(Front-end source files)

........

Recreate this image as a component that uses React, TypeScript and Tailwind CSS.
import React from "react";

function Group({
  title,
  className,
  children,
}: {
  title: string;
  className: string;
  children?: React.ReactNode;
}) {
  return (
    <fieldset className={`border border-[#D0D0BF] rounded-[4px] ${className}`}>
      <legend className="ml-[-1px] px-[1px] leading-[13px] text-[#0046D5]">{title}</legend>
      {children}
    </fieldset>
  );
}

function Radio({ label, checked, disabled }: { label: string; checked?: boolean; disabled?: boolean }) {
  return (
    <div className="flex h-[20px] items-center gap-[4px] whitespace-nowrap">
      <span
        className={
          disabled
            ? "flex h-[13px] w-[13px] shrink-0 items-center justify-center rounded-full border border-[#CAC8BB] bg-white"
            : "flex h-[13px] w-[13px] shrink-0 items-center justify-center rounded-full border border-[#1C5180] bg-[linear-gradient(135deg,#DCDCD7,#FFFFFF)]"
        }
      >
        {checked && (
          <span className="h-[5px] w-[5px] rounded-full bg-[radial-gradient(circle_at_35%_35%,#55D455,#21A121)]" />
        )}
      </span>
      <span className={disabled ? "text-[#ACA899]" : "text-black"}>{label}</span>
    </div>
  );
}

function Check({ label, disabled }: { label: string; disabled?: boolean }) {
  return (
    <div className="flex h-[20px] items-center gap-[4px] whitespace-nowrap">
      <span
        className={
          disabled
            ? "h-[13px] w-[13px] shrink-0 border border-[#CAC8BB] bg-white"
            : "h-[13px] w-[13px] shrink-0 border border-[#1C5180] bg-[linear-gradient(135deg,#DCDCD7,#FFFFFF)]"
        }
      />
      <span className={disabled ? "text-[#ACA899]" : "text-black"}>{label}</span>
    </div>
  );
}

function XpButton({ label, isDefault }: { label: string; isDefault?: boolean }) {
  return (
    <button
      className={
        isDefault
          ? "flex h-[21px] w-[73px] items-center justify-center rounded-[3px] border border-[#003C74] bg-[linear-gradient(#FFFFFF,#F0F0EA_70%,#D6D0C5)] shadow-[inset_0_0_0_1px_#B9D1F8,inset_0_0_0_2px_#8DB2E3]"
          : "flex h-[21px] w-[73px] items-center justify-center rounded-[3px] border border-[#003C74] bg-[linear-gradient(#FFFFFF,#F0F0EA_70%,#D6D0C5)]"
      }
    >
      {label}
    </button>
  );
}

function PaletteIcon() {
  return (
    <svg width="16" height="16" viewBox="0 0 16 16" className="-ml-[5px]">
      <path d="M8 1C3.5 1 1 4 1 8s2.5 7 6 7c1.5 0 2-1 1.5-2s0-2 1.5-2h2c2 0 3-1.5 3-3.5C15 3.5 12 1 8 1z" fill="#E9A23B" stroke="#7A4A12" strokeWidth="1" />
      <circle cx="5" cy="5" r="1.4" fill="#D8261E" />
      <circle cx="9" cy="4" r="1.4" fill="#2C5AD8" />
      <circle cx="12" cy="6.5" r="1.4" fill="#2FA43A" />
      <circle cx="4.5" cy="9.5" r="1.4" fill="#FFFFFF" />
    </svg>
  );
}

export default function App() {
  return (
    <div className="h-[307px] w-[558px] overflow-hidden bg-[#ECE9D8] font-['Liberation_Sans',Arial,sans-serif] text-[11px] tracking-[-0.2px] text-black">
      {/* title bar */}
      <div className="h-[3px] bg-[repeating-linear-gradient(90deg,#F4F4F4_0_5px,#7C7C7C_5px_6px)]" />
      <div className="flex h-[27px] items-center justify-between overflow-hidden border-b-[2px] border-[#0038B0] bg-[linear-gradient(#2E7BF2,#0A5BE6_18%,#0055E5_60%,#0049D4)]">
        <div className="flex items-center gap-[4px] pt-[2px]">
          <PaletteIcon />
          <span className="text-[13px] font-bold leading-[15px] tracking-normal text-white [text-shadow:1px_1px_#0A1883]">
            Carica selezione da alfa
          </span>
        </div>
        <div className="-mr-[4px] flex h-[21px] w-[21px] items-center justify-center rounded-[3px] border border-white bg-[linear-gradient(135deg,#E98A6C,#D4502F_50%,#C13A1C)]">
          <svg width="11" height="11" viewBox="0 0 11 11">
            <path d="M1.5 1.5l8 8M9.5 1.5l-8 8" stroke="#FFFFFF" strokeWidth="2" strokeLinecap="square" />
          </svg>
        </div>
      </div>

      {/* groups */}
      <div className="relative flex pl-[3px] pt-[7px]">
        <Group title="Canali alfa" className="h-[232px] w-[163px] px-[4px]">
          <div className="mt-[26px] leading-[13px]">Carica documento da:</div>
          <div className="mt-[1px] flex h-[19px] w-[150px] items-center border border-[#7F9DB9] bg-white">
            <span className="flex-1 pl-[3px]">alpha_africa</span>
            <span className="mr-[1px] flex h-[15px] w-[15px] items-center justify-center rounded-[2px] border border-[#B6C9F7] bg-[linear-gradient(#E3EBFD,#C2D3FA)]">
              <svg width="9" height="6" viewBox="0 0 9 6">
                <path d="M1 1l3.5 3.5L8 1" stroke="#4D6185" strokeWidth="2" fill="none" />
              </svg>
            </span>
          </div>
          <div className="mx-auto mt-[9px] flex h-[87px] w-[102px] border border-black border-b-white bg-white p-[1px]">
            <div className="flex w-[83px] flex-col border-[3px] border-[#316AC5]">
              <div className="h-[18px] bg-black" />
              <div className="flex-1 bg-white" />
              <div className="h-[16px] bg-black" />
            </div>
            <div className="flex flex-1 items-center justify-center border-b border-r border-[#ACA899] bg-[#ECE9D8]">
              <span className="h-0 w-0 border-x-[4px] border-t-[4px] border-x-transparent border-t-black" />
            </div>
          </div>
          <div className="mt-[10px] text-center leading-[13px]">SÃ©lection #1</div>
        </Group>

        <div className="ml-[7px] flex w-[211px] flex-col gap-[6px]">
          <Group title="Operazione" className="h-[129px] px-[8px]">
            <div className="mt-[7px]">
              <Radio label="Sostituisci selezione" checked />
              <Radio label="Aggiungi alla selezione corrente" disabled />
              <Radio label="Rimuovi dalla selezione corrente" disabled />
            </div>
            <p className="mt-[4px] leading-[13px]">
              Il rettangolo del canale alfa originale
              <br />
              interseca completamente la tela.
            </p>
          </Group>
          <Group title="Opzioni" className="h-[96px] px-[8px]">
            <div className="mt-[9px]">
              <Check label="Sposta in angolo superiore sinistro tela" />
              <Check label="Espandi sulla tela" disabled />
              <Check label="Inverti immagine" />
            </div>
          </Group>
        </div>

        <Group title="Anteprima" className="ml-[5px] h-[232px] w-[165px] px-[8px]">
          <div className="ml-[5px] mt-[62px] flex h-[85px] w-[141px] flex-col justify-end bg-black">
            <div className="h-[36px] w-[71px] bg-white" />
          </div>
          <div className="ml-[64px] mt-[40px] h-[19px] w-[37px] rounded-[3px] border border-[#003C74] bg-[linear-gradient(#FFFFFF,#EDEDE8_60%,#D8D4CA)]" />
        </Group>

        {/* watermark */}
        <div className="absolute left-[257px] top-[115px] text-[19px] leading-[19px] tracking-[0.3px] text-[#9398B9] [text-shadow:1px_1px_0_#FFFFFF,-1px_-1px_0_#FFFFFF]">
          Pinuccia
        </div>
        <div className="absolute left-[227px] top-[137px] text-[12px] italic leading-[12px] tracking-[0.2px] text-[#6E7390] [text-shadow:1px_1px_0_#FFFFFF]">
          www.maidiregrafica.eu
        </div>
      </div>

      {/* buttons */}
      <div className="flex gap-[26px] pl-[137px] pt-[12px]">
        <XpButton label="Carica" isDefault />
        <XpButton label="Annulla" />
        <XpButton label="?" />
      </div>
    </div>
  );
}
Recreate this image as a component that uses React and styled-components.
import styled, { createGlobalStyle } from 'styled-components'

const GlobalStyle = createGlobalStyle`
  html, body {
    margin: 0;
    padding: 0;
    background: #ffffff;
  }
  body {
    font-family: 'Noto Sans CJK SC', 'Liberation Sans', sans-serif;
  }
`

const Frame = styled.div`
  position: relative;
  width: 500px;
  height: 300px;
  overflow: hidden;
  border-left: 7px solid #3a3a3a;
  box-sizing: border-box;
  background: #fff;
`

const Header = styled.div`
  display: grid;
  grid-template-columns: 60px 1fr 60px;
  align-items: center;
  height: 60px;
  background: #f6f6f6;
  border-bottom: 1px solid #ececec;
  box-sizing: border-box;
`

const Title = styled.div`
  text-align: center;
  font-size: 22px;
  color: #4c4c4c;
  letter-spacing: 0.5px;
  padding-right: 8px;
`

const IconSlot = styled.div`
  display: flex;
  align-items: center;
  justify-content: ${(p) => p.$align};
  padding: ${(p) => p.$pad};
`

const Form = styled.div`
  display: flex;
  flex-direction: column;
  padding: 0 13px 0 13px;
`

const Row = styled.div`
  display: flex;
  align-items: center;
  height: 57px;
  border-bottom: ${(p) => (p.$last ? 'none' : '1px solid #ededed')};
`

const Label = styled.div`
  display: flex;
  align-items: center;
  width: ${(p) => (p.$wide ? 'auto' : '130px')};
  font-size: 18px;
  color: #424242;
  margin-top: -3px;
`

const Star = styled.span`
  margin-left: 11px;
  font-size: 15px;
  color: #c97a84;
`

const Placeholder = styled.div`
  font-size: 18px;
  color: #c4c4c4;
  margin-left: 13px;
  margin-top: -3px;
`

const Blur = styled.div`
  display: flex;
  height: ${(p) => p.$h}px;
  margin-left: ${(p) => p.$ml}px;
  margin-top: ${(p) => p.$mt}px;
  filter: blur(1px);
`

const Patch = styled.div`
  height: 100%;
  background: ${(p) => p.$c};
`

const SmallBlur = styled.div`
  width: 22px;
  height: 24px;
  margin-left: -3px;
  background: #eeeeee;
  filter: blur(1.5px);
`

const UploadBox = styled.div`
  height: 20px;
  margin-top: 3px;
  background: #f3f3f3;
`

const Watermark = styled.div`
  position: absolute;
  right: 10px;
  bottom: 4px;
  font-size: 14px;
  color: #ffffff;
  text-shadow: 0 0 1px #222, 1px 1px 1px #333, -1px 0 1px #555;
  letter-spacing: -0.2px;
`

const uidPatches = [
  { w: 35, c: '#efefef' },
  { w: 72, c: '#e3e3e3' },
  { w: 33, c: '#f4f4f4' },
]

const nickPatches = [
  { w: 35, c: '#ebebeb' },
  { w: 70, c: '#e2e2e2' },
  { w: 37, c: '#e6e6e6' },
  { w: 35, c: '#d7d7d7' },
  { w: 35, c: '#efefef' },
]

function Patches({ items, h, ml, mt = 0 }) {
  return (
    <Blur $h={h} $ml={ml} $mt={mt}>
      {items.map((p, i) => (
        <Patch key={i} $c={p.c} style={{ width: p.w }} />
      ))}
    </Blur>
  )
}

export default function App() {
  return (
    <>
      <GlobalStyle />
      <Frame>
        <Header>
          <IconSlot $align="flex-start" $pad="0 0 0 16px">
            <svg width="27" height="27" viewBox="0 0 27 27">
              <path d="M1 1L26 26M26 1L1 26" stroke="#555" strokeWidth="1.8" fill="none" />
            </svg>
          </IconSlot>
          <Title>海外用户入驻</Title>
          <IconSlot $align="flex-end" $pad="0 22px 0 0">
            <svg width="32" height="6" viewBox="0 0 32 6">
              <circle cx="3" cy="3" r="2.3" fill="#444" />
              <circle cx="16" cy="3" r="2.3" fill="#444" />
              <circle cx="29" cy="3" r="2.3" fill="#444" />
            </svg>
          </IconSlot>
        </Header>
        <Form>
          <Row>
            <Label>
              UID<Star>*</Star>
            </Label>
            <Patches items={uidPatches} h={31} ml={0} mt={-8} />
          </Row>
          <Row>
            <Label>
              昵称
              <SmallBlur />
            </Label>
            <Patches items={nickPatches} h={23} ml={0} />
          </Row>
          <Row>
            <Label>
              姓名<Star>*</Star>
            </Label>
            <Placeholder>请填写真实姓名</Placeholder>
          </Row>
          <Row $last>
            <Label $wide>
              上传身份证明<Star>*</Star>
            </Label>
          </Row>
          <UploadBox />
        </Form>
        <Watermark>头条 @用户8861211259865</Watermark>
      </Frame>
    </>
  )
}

........

■ Task to complete ■
Across the entries, how many lines hold the word "image"? Say only the number.

■ Reply to the exercise ■
2